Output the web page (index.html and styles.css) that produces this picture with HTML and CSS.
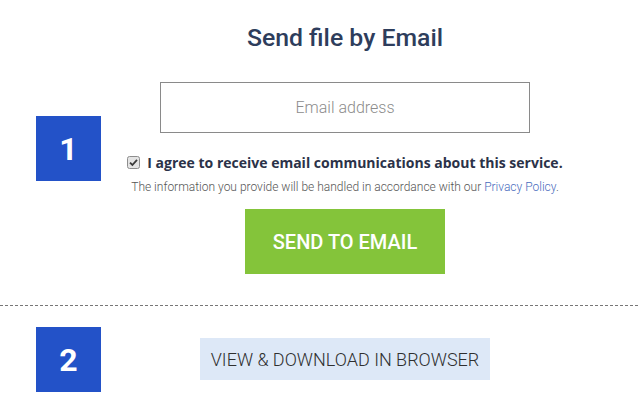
FILE: index.html
```html
<!DOCTYPE html>
<html>
<head>
<meta charset="utf-8">
<link rel="stylesheet" href="styles.css">
</head>
<body>
<section class="step step-one">
  <div class="num">1</div>
  <div class="content">
    <h1 class="title">Send file by Email</h1>
    <input class="email" type="text" placeholder="Email address">
    <label class="agree">
      <svg class="check" width="13" height="13" viewBox="0 0 13 13" aria-hidden="true">
        <rect x="0.5" y="0.5" width="12" height="12" rx="2" fill="#e4e4e4" stroke="#8d8d8d"/>
        <path d="M3 6.6 L5.4 9 L10 3.8" fill="none" stroke="#3a3a3a" stroke-width="1.8"/>
      </svg>
      <span>I agree to receive email communications about this service.</span>
    </label>
    <p class="note">The information you provide will be handled in accordance with our <a href="#">Privacy Policy</a>.</p>
    <button class="send">SEND TO EMAIL</button>
  </div>
</section>
<hr class="divider">
<section class="step step-two">
  <div class="num">2</div>
  <div class="content">
    <button class="view">VIEW &amp; DOWNLOAD IN BROWSER</button>
  </div>
</section>
</body>
</html>
```
FILE: styles.css
```css
* { box-sizing: border-box; }
html, body { margin: 0; padding: 0; background: #fff; }
body { width: 638px; height: 402px; overflow: hidden; font-family: Roboto, "Liberation Sans", sans-serif; }

.step {
  display: grid;
  grid-template-columns: 65px 488px;
  padding-left: 36px;
  align-items: start;
}
.num {
  width: 65px;
  height: 65px;
  background: #2352c8;
  color: #fff;
  font-family: Roboto, sans-serif;
  font-weight: 700;
  font-size: 32px;
  display: flex;
  align-items: center;
  justify-content: center;
}
.content {
  display: flex;
  flex-direction: column;
  align-items: center;
}
.step-one { height: 305px; }
.step-one .num { margin-top: 116px; }
.step-one .content { padding-top: 24px; }
.title {
  margin: 0;
  font-size: 24.8px;
  font-weight: 500;
  color: #2e3d5c;
  line-height: 28px;
}
.email {
  margin-top: 30px;
  width: 370px;
  height: 51px;
  border: 1px solid #8a8a8a;
  font-family: Roboto, sans-serif;
  font-weight: 300;
  font-size: 16px;
  text-align: center;
  color: #333;
  outline: none;
}
.email::placeholder { color: #8c8c8c; }
.agree {
  margin-top: 20px;
  display: flex;
  align-items: center;
  font-family: "Open Sans", sans-serif;
  font-weight: 700;
  font-size: 14px;
  line-height: 19px;
  color: #2b3248;
  white-space: nowrap;
  gap: 7px;
}
.check { display: block; flex: none; }
.note {
  margin: 8px 0 0;
  font-size: 12px;
  line-height: 14px;
  font-weight: 300;
  color: #555;
  white-space: nowrap;
}
.note a { color: #4a6cbd; text-decoration: none; }
.send {
  margin-top: 15px;
  width: 200px;
  height: 65px;
  border: 0;
  background: #84c43a;
  color: #fff;
  font-family: Roboto, sans-serif;
  font-weight: 500;
  font-size: 20px;
}
.divider {
  margin: 0;
  border: 0;
  border-top: 1px dashed #777;
  height: 0;
}
.step-two { padding-top: 21px; }
.step-two .content { padding-top: 11px; }
.view {
  width: 290px;
  height: 42px;
  border: 0;
  background: #dde8f7;
  color: #2f2f2f;
  font-family: Roboto, sans-serif;
  font-weight: 300;
  font-size: 18px;
}
```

--

*Aim*. Using the listing above, locate the lines that hold "index" and copy each one.

*Final result*.
Output the web page (index.html and styles.css) that produces this picture with HTML and CSS.
FILE: index.html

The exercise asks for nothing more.